→ **INSTRUCTIONS TO FOLLOW**:
Search the data below for "index"; list each line that holds it.

→ **DATA FOR THIS EXERCISE**:

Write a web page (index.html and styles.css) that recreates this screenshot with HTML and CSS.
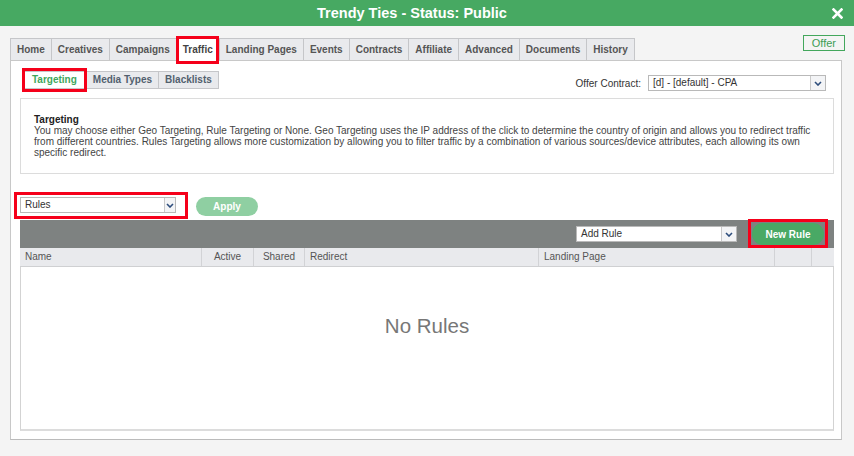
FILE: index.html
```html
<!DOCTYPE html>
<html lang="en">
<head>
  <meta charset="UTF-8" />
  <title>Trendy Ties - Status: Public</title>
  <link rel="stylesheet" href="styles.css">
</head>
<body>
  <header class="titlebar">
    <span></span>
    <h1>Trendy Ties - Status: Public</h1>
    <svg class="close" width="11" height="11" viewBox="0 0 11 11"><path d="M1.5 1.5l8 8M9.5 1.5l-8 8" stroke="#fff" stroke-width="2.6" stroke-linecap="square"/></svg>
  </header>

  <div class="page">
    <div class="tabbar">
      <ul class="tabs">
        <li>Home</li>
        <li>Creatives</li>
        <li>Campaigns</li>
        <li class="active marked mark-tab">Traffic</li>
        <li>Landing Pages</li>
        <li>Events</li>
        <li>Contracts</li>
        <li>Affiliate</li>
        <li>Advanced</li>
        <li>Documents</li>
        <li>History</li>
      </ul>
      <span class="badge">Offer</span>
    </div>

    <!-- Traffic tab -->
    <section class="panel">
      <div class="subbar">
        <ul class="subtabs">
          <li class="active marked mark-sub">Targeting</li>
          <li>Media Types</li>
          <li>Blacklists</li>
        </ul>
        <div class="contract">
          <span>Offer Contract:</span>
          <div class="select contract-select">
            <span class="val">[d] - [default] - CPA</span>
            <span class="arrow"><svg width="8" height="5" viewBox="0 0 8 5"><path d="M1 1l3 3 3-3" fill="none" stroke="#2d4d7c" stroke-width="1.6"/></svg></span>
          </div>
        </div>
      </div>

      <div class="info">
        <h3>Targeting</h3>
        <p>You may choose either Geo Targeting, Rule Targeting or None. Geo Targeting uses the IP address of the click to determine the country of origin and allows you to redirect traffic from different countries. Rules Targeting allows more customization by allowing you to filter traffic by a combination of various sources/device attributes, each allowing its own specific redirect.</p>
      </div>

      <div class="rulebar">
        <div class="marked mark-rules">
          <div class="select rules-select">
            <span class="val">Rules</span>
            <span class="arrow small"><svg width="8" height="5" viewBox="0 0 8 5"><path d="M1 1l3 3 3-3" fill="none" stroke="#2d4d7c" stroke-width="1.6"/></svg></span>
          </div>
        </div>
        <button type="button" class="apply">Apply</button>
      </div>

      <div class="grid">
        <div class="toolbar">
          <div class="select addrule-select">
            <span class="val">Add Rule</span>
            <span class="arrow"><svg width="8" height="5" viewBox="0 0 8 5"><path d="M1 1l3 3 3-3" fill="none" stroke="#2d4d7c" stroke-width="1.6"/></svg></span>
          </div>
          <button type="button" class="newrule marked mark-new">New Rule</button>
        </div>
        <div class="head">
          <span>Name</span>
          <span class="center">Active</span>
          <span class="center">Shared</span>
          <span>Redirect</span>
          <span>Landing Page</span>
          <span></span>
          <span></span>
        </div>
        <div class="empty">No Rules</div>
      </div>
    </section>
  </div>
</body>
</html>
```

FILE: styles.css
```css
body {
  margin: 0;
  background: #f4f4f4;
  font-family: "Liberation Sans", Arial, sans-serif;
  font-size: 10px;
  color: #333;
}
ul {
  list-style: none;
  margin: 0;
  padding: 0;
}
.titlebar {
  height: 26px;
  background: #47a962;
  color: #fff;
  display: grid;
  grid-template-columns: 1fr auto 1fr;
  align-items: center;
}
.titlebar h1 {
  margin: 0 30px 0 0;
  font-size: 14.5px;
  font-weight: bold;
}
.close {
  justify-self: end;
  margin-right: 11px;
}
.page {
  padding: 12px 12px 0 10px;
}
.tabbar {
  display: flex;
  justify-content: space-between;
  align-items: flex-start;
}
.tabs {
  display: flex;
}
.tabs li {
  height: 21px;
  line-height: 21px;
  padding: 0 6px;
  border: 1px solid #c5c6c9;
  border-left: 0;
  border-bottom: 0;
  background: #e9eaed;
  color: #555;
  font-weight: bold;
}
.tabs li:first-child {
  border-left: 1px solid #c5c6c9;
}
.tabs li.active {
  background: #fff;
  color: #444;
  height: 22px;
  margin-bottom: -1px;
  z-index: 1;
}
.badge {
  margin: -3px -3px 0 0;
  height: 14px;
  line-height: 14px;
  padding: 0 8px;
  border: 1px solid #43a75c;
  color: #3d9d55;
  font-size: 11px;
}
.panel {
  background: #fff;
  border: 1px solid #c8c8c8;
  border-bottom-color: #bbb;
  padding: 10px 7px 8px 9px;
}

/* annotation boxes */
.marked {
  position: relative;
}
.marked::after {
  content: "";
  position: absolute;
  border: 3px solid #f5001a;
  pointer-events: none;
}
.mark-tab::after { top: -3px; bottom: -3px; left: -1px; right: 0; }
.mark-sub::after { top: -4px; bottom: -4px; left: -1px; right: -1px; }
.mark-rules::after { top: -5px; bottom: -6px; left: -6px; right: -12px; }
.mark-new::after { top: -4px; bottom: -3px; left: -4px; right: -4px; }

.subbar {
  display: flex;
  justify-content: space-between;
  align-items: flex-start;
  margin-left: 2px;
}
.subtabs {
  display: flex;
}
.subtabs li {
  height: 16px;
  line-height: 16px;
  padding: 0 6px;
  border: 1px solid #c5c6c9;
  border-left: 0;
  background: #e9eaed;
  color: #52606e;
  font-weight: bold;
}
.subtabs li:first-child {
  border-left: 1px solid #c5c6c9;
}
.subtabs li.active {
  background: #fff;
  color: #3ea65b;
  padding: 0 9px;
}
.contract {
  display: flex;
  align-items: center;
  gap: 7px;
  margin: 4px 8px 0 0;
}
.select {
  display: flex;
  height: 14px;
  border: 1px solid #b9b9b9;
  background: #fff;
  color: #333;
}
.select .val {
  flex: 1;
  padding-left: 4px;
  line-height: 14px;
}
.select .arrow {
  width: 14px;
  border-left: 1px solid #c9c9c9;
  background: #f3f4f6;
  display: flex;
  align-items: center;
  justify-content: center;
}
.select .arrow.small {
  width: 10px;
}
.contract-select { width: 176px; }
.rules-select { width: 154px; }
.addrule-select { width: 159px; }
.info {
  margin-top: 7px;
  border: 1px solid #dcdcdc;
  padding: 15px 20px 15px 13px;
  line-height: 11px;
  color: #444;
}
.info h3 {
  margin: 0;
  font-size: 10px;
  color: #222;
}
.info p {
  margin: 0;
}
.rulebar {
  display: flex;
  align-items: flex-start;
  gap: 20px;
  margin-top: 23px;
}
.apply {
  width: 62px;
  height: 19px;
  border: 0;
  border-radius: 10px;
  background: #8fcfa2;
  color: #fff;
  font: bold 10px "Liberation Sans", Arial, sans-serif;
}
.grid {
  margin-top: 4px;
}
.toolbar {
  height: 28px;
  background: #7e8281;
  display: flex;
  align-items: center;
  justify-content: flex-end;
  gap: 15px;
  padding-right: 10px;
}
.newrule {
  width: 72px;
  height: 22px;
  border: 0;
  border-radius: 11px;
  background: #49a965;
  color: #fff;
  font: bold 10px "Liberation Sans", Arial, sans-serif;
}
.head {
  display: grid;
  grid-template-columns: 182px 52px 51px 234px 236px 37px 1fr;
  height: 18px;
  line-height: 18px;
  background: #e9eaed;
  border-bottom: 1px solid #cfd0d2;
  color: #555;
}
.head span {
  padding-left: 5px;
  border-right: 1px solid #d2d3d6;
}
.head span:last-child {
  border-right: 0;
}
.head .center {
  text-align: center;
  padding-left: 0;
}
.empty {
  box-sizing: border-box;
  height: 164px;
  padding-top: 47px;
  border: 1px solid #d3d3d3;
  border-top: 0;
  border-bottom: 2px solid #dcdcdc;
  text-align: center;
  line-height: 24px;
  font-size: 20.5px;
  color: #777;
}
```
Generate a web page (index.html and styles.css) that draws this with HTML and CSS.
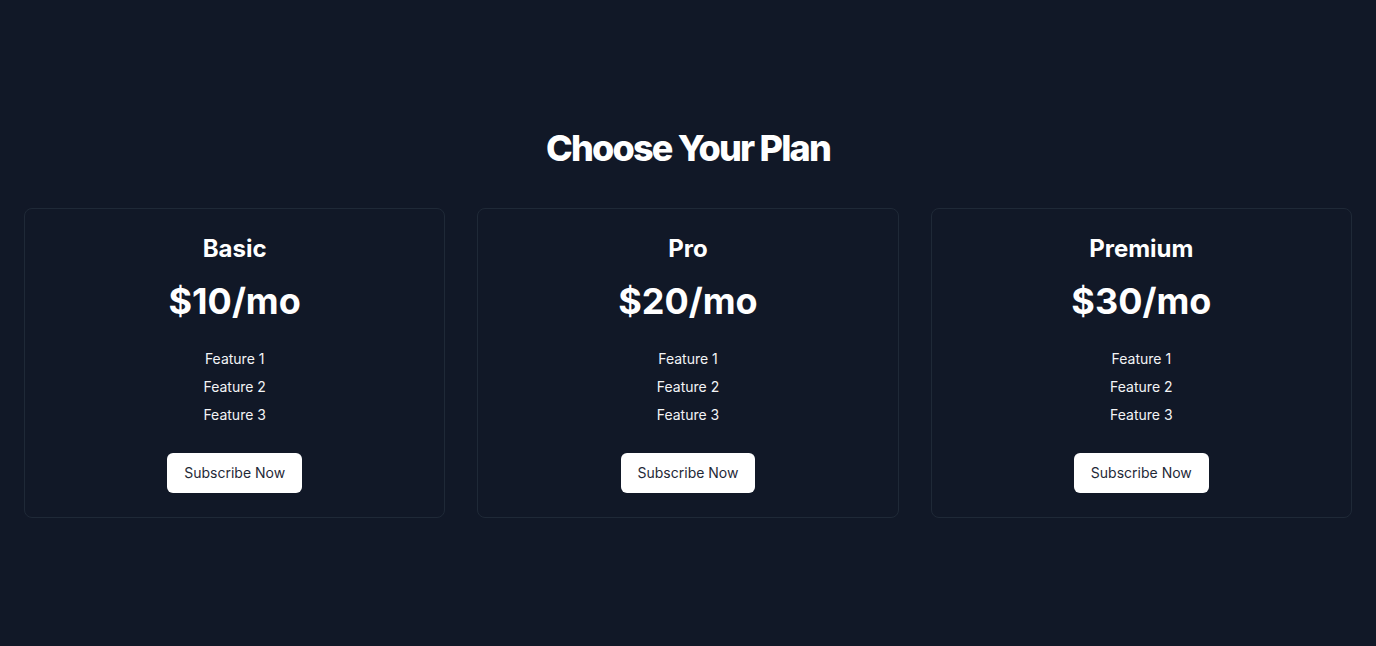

→ **ANSWER FOR THIS EXERCISE**:
Write a web page (index.html and styles.css) that recreates this screenshot with HTML and CSS.
FILE: index.html
  z-index: 1;
Generate a web page (index.html and styles.css) that draws this with HTML and CSS.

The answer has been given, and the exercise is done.